- _Record list_:
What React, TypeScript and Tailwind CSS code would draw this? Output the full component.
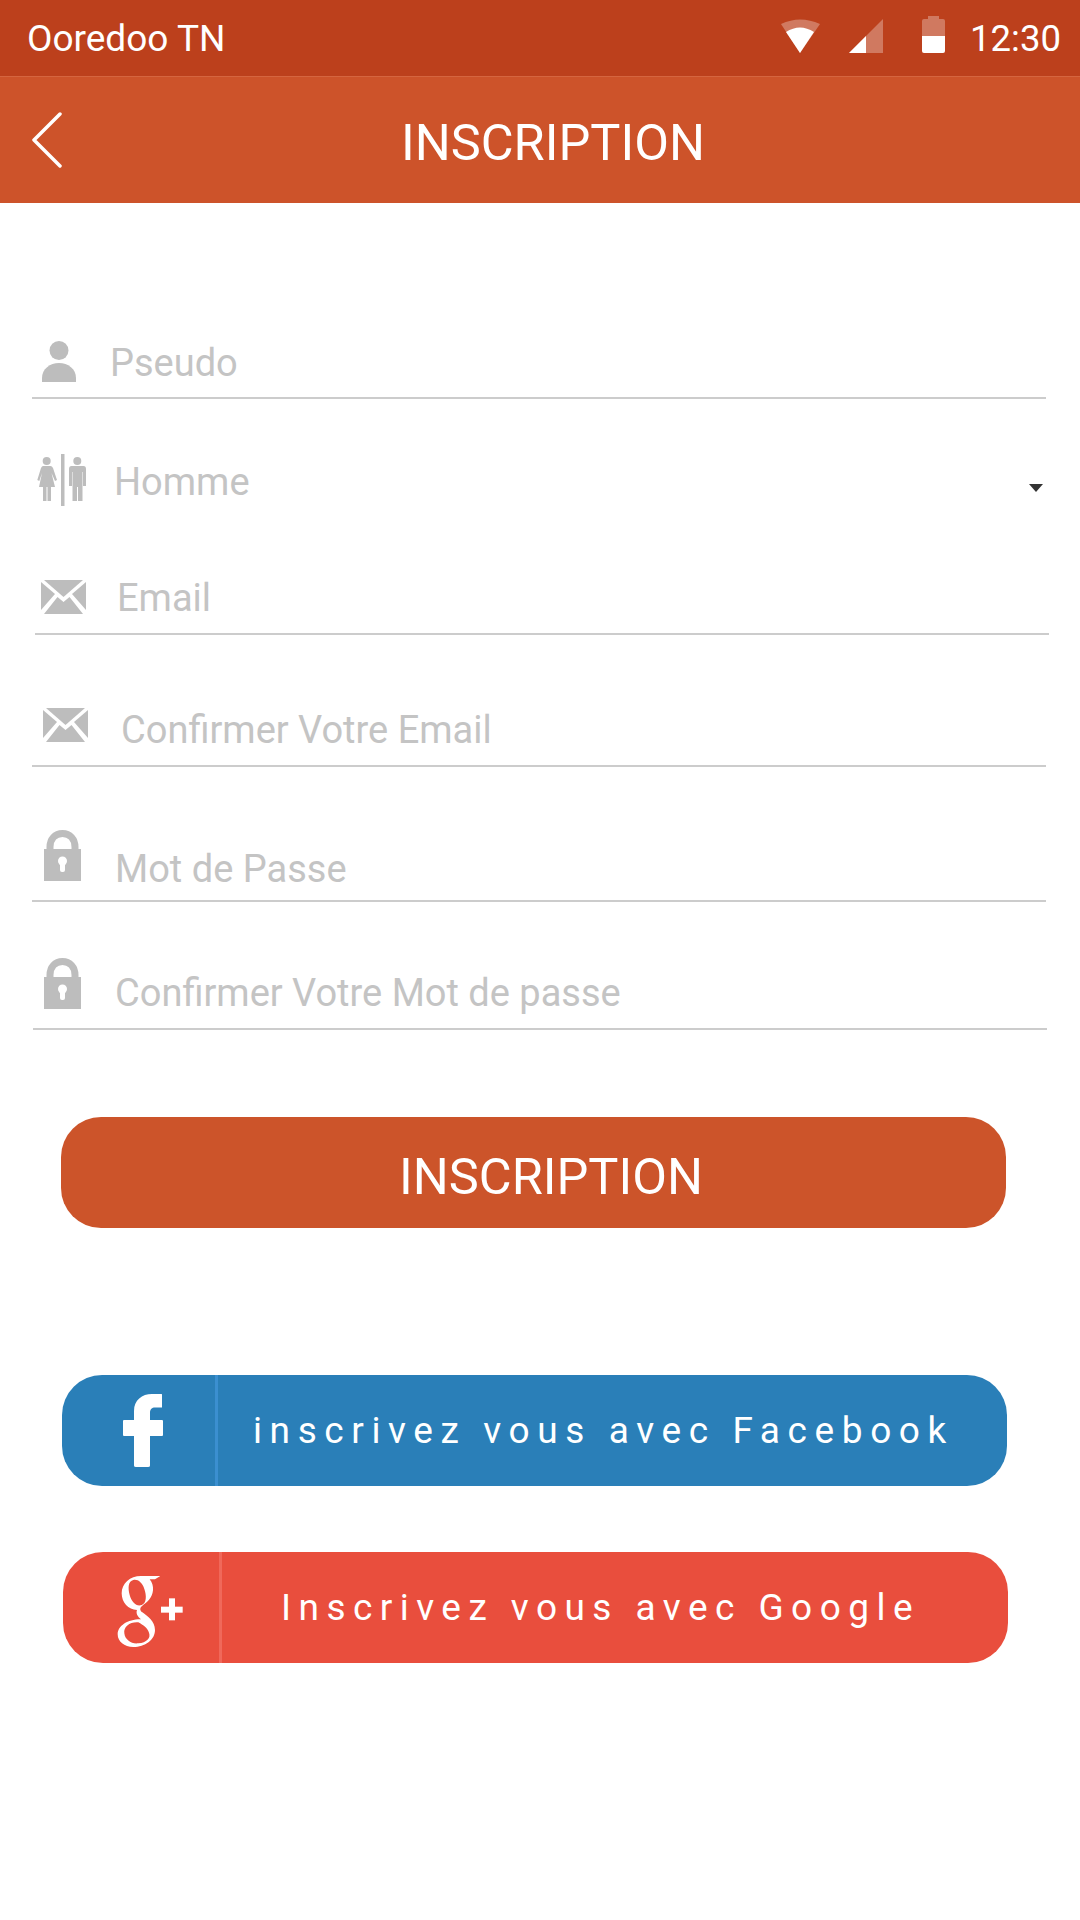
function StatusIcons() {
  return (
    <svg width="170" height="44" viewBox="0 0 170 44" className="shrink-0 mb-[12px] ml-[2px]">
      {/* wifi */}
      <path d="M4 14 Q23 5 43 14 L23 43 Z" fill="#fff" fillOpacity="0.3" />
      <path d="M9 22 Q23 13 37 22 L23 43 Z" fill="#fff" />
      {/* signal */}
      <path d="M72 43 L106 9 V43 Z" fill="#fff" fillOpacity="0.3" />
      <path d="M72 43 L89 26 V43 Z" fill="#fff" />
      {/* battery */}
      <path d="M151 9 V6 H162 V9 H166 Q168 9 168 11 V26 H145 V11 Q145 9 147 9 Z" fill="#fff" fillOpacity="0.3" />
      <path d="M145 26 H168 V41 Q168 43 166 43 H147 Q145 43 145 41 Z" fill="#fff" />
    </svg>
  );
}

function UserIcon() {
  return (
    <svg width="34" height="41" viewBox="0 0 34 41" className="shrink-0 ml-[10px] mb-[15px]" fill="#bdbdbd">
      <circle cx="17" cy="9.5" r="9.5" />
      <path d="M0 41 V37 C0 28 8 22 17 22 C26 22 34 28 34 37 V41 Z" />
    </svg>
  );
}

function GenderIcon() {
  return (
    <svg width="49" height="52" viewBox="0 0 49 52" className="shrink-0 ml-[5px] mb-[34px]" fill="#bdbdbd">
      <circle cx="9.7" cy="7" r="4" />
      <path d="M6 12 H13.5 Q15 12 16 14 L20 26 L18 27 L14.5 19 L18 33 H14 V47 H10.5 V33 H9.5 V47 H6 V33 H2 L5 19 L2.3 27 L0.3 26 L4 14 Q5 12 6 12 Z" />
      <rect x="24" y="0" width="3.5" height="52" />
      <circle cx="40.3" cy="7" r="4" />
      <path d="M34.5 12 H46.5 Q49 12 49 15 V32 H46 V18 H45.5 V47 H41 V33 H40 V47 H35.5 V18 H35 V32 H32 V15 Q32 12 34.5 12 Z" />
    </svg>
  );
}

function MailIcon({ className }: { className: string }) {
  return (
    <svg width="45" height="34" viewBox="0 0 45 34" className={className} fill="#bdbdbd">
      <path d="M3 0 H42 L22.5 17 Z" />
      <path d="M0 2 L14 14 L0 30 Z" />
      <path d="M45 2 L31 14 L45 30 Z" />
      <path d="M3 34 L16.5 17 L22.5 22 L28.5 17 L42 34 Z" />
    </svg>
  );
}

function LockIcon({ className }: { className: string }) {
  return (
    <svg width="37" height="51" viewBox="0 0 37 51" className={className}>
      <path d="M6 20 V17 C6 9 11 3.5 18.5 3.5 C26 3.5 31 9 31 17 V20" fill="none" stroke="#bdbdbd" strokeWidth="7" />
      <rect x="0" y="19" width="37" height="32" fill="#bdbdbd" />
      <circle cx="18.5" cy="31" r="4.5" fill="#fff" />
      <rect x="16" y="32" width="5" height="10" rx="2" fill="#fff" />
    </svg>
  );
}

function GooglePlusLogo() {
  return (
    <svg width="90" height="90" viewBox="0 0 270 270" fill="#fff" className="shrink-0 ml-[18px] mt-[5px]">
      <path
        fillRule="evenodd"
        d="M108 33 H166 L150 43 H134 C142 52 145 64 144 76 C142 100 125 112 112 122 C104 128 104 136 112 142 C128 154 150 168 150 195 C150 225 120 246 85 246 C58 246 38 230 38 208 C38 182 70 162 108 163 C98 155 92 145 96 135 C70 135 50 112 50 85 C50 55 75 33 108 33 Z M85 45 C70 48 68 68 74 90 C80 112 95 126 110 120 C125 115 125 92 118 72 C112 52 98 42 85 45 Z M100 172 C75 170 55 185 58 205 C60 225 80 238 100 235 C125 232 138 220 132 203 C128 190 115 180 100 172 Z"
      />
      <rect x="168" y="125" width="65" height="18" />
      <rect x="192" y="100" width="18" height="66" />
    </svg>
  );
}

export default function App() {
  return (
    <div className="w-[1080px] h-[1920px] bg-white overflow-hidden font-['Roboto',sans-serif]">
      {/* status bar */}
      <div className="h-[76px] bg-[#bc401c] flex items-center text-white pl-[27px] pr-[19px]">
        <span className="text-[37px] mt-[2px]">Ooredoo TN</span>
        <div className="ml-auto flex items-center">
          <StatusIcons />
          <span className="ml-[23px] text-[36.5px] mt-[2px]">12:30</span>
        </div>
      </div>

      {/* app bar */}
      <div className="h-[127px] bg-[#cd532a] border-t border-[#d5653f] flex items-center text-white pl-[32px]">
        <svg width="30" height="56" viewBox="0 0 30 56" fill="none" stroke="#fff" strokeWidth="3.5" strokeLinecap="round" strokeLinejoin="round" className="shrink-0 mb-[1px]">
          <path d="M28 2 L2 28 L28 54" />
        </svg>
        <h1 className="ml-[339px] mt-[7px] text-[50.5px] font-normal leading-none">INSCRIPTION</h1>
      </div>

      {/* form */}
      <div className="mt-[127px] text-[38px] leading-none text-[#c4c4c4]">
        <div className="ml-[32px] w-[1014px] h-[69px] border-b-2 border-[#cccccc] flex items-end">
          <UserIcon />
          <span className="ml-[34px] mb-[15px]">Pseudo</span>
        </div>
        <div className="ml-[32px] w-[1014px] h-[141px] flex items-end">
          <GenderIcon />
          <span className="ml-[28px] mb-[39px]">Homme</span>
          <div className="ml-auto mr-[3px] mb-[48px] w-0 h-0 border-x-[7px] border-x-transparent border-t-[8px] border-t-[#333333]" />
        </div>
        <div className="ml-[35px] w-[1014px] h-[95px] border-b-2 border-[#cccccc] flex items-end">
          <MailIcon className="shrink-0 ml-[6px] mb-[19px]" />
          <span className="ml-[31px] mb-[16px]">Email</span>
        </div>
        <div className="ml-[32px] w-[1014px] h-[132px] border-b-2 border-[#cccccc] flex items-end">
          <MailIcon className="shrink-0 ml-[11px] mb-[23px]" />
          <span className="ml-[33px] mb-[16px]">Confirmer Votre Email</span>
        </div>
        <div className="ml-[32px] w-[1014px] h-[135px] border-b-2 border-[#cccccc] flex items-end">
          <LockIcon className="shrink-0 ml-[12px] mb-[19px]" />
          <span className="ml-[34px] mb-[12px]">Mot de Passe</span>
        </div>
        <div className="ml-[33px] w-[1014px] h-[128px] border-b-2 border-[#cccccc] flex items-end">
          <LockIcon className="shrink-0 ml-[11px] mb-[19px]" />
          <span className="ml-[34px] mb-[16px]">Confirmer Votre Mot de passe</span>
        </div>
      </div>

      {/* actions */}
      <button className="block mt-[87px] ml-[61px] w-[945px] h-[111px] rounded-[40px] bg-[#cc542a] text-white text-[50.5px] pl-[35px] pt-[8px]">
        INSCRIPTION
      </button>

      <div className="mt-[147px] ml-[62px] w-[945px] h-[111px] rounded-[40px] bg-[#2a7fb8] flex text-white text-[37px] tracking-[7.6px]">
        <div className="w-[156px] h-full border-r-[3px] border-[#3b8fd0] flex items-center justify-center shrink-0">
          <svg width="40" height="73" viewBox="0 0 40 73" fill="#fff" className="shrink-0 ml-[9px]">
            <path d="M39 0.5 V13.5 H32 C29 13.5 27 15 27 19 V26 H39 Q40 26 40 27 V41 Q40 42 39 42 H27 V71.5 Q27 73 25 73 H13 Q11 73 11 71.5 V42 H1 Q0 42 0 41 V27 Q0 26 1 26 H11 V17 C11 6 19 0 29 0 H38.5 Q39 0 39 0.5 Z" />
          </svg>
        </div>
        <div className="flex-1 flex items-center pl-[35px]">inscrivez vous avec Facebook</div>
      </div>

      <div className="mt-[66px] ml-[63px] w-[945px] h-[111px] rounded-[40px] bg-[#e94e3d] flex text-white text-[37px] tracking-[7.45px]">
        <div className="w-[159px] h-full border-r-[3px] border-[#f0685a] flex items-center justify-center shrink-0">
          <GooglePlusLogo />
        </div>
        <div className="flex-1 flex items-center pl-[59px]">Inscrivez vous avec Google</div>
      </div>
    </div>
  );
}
---
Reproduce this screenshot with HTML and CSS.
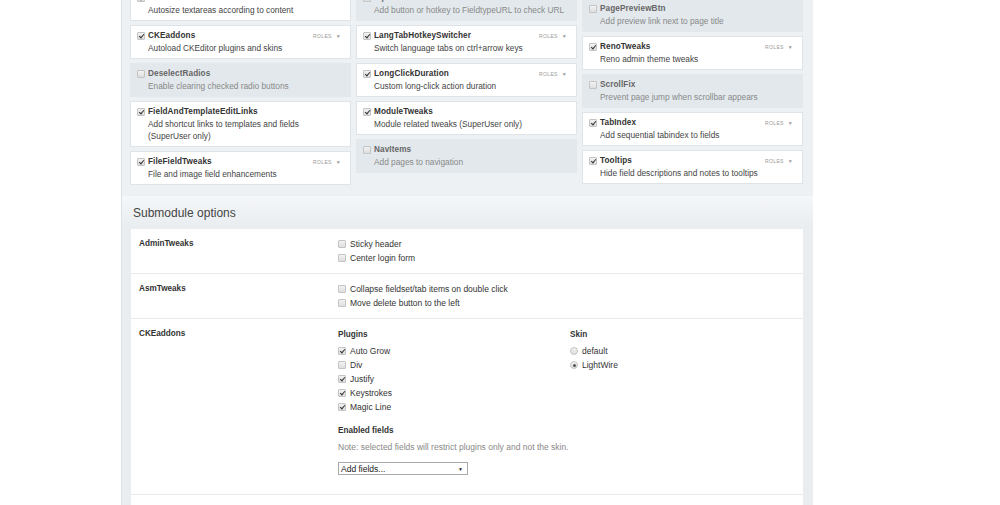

- _To be done_:
Each line that holds the string "this" counts once; give the total and nothing else.

- _Correct output_:
2